--- GIVEN INSTRUCTION ---
The lines from the top of the material through the line with "const toggle = (k: keyof" are to be set down exactly. Leave the pictures out.

--- INPUT ROWS ---
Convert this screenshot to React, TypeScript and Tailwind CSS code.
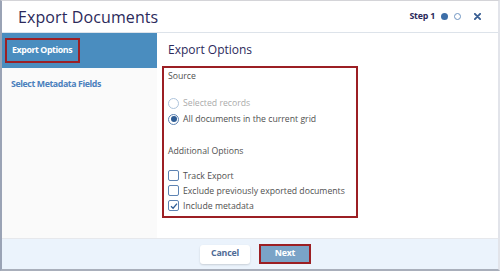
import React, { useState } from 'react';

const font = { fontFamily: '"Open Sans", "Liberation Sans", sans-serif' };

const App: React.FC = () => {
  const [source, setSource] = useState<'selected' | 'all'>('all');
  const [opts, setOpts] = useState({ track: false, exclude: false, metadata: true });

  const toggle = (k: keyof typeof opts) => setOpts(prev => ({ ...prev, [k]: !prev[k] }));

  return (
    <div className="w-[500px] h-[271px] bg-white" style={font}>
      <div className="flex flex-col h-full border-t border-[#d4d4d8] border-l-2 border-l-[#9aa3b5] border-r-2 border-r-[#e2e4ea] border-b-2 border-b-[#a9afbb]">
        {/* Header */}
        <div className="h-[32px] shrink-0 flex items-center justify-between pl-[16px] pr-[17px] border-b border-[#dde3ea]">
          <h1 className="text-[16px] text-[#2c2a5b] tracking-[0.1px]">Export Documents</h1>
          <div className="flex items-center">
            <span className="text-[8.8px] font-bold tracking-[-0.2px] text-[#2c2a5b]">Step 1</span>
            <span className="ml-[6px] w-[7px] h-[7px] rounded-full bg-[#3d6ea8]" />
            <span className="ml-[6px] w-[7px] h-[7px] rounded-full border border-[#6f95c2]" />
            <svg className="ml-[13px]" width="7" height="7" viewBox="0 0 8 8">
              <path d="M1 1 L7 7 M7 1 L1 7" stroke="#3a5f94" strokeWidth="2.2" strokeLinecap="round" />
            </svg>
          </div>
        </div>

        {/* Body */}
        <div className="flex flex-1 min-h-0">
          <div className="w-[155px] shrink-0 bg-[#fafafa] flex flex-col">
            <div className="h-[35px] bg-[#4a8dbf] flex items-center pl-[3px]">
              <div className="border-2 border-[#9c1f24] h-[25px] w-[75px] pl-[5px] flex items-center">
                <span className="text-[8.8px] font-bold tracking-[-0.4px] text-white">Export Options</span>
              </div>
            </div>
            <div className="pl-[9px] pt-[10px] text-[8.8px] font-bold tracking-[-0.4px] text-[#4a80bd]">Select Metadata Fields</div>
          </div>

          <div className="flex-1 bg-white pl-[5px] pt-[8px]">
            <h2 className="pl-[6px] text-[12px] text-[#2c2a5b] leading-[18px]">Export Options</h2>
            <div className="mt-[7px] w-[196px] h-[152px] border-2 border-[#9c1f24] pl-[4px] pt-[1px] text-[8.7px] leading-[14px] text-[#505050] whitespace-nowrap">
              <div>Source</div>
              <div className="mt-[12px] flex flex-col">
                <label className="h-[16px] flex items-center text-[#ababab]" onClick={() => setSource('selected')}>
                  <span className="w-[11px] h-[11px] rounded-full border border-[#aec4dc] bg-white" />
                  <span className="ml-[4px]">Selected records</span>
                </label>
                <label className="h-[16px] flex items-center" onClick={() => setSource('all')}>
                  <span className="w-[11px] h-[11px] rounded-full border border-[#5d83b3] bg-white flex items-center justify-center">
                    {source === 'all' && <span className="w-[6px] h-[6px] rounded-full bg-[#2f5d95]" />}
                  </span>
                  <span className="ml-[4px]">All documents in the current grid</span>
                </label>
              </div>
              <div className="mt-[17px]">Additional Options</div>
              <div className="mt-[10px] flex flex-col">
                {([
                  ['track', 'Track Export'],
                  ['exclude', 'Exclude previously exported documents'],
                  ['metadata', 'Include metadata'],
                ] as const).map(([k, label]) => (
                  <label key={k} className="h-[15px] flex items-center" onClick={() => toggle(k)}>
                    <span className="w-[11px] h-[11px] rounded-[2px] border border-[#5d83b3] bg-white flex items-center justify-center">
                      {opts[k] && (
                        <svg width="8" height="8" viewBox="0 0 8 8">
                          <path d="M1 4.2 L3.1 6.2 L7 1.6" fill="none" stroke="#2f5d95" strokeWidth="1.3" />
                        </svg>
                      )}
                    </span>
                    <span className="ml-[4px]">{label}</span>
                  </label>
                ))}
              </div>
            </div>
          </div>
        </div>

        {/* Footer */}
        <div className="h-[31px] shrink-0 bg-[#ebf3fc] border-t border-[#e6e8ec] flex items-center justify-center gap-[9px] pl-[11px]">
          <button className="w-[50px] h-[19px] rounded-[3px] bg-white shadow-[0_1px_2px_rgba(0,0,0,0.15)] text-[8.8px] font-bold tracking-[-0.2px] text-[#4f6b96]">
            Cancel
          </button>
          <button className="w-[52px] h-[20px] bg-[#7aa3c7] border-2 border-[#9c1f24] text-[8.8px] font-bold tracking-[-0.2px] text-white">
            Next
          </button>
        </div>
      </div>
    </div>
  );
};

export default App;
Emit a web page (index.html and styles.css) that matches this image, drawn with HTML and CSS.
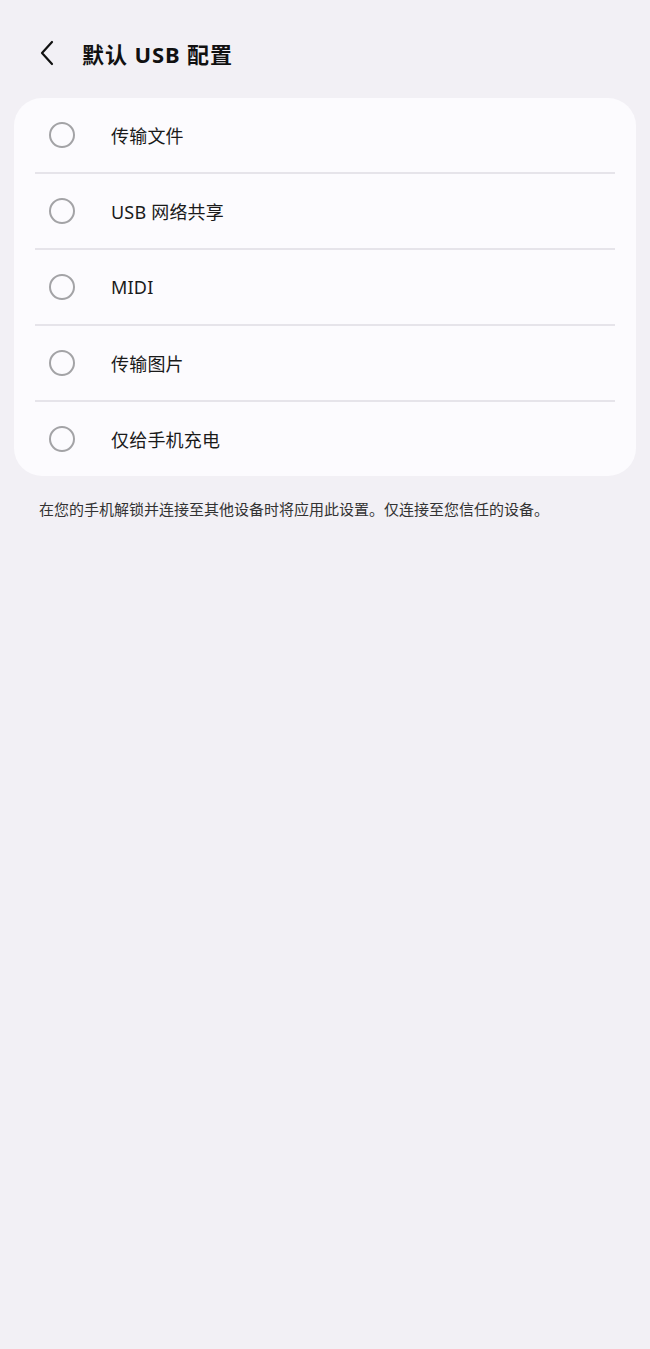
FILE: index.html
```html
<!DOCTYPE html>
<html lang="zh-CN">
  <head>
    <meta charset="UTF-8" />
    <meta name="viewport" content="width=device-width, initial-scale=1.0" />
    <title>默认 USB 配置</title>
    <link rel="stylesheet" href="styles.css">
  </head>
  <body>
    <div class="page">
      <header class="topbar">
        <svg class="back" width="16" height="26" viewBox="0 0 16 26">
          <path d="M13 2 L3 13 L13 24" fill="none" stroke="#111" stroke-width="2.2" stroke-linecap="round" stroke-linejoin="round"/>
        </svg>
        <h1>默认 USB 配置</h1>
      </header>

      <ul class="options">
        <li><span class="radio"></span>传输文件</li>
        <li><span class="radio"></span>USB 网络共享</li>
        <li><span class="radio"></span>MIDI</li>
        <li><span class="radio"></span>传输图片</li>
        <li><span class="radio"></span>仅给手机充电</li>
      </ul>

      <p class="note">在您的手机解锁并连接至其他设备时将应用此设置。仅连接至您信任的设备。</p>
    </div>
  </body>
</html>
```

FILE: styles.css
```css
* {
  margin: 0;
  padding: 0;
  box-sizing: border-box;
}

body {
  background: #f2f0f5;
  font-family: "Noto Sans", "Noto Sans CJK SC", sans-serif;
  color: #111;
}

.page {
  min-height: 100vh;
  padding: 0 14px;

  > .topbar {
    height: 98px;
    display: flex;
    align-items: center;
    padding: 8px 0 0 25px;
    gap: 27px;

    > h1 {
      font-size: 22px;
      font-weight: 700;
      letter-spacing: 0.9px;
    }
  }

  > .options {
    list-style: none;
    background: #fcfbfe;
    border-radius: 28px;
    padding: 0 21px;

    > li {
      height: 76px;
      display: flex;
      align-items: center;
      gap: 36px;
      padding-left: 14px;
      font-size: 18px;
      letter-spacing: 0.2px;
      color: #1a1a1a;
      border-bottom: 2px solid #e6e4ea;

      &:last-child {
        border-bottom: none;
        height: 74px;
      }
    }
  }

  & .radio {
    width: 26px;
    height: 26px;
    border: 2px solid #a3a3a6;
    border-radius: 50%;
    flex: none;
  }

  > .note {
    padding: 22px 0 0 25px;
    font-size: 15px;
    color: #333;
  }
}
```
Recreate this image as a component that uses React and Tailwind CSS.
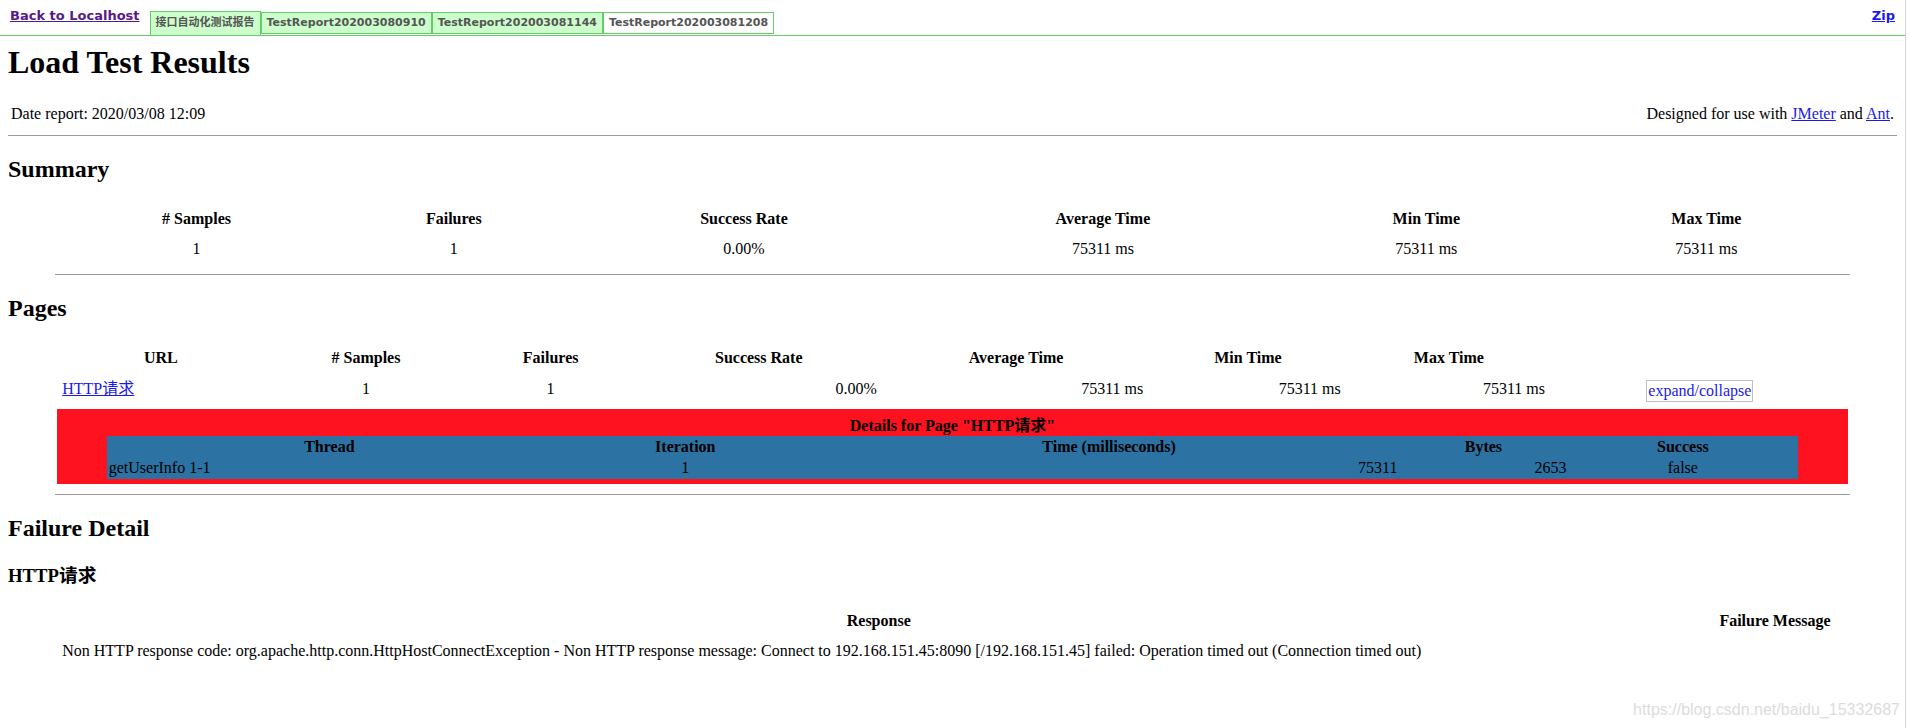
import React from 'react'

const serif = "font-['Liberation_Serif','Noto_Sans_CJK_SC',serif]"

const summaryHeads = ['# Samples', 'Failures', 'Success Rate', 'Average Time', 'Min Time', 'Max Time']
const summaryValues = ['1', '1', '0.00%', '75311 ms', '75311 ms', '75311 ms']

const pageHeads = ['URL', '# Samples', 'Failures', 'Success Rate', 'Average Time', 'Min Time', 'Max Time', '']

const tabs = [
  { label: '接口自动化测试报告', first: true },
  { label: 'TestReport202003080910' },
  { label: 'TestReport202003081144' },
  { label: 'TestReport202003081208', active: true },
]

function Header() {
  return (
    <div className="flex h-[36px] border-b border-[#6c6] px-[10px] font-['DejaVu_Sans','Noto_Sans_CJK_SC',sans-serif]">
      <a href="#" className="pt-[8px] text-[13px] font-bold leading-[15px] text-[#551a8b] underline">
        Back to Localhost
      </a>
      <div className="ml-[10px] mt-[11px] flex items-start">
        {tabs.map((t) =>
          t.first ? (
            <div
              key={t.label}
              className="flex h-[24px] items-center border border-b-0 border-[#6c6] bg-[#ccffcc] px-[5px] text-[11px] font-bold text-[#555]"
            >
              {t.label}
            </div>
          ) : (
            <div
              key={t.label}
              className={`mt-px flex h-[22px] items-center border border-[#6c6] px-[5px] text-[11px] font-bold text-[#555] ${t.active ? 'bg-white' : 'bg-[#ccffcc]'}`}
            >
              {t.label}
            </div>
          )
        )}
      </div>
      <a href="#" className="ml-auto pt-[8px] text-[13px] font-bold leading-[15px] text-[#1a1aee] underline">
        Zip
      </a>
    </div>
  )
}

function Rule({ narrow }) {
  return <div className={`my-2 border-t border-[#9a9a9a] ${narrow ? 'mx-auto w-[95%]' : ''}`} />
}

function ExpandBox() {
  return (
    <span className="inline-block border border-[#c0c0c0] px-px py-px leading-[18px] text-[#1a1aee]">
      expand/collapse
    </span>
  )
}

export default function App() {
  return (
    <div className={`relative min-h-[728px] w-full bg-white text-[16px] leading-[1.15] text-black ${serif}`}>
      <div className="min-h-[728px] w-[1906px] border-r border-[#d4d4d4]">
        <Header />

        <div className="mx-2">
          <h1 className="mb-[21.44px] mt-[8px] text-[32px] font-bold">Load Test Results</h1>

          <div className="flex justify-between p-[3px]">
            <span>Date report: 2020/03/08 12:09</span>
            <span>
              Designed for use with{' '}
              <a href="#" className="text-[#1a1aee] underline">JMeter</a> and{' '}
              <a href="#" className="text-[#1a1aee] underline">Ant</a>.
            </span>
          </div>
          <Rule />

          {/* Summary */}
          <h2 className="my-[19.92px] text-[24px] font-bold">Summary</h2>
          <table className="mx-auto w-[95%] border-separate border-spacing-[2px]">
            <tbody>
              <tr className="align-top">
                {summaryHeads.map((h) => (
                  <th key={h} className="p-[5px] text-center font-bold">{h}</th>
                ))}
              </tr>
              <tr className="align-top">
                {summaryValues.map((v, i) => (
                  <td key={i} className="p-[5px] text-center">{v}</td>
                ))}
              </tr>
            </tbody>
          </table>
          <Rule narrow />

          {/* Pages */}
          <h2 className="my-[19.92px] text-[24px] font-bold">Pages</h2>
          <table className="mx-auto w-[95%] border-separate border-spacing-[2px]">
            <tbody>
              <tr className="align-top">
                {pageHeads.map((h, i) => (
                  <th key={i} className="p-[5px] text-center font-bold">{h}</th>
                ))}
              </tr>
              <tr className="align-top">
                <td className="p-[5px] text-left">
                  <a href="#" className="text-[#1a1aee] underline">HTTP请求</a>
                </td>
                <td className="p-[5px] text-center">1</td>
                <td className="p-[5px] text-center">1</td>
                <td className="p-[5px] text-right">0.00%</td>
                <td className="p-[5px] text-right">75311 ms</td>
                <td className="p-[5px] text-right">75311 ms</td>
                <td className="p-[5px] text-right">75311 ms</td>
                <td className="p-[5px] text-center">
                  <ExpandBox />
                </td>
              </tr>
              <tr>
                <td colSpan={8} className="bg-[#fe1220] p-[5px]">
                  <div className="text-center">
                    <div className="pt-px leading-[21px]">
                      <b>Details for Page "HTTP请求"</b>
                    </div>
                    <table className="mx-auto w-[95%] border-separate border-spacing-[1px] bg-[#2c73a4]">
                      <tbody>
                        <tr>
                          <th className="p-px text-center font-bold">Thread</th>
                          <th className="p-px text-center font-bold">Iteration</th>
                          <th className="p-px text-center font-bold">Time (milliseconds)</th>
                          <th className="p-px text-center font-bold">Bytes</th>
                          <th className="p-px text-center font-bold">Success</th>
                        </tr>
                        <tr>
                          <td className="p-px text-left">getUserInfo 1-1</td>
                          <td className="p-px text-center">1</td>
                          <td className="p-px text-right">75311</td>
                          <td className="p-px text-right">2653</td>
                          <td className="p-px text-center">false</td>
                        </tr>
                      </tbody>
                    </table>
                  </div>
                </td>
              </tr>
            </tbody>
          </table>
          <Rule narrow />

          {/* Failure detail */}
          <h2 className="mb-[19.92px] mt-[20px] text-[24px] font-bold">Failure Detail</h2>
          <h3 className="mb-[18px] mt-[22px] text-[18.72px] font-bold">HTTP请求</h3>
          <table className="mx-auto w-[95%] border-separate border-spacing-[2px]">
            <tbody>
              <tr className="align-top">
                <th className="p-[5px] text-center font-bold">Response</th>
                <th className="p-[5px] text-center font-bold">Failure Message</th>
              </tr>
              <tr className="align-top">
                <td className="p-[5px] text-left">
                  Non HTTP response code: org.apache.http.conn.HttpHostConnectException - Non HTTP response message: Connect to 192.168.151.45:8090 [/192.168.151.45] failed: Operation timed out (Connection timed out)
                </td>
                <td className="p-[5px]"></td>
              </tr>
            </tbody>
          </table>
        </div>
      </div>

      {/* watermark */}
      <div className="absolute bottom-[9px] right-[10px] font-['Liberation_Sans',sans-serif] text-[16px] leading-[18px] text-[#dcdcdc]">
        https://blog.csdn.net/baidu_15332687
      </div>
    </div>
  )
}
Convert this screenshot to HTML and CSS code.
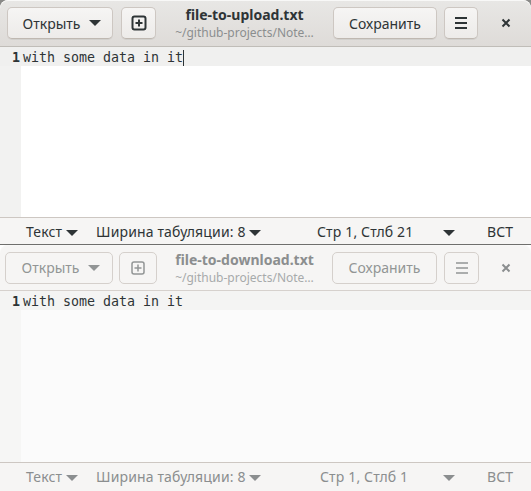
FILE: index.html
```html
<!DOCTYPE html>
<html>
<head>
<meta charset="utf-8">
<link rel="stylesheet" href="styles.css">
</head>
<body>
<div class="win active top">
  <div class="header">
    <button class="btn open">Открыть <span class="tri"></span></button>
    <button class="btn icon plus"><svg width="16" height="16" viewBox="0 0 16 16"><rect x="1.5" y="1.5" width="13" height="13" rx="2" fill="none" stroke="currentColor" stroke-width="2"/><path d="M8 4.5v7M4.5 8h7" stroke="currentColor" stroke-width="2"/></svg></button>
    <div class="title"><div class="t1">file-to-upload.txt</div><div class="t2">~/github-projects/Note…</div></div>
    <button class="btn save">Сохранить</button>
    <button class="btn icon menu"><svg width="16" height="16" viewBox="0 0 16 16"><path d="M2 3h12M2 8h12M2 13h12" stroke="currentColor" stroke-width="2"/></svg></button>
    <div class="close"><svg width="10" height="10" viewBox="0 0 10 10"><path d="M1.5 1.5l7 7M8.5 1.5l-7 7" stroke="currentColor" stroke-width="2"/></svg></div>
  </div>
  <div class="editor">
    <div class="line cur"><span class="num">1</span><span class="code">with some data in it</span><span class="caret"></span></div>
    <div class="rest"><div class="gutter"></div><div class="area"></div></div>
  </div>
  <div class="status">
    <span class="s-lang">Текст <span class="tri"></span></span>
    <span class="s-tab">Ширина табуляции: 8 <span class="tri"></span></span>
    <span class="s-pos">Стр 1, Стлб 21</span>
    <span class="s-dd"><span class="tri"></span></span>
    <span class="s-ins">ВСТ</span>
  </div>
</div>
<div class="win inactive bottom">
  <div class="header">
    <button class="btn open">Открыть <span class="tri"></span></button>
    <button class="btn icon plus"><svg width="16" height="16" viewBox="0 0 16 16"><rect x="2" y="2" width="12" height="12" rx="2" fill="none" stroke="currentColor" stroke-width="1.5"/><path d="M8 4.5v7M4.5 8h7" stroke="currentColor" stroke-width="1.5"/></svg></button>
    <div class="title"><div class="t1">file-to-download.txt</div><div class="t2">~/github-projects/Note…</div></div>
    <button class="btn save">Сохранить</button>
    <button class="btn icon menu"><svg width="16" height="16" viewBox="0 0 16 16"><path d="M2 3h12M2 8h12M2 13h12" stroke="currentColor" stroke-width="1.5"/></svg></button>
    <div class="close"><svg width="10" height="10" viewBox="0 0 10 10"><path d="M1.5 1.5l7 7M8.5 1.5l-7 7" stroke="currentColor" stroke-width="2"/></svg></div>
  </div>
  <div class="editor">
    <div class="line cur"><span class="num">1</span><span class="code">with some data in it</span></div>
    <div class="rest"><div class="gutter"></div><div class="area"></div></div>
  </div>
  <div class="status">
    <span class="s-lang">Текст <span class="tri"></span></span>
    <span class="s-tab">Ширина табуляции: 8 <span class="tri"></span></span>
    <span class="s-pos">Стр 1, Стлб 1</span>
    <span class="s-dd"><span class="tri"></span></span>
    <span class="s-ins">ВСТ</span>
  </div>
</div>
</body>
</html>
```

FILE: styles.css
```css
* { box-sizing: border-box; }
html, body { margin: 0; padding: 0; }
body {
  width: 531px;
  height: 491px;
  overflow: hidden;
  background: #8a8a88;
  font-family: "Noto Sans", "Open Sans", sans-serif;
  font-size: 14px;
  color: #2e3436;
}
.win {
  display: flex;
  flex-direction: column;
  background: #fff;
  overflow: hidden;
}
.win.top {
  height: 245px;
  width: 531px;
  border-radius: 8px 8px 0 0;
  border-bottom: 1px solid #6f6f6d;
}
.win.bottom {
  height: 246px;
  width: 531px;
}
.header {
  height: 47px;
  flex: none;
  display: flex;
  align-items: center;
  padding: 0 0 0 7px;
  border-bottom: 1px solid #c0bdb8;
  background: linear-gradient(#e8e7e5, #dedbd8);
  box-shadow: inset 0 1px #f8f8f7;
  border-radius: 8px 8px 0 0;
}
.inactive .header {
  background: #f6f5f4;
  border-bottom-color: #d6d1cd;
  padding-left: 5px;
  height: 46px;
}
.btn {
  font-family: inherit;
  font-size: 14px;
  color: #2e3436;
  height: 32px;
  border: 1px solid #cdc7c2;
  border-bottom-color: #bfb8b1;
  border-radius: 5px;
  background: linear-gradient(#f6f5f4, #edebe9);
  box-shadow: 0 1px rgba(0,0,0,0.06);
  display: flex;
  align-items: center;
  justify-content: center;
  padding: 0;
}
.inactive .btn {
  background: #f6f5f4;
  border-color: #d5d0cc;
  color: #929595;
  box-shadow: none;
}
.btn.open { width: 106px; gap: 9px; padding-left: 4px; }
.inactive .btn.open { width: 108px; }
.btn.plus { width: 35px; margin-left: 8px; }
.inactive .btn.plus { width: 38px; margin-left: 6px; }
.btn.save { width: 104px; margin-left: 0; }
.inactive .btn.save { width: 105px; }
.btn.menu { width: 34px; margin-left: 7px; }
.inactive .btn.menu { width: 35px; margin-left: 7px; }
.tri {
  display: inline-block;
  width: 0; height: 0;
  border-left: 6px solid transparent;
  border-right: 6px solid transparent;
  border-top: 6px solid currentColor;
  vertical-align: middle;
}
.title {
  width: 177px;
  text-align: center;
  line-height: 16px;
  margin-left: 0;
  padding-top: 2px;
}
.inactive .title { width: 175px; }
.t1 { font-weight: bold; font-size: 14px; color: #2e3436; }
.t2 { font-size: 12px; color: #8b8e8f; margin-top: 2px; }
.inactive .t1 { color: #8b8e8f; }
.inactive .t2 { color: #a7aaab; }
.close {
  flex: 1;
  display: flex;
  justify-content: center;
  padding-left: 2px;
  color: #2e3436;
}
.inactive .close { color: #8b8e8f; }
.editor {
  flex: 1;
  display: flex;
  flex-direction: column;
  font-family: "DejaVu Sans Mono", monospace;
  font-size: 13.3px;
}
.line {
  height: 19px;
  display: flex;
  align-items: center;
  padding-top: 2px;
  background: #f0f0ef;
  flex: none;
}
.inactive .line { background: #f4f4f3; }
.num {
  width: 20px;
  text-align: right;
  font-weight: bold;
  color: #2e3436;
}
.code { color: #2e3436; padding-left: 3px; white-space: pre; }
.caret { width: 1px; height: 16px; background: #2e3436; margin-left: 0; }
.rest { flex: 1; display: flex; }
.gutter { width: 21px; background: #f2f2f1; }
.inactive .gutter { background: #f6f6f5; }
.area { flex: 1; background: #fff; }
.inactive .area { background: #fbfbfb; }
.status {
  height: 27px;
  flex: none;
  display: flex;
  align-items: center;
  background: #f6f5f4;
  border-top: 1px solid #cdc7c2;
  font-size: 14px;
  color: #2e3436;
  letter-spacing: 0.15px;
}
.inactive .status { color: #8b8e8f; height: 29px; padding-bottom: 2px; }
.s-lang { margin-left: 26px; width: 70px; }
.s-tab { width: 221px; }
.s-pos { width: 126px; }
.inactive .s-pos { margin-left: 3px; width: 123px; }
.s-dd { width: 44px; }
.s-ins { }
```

--- EXERCISE RESPONSE ---
Convert this screenshot to React, TypeScript and Tailwind CSS code.
import React, { useState } from 'react';

const font = { fontFamily: '"Open Sans", "Liberation Sans", sans-serif' };

const App: React.FC = () => {
  const [source, setSource] = useState<'selected' | 'all'>('all');
  const [opts, setOpts] = useState({ track: false, exclude: false, metadata: true });

  const toggle = (k: keyof typeof opts) => setOpts(prev => ({ ...prev, [k]: !prev[k] }));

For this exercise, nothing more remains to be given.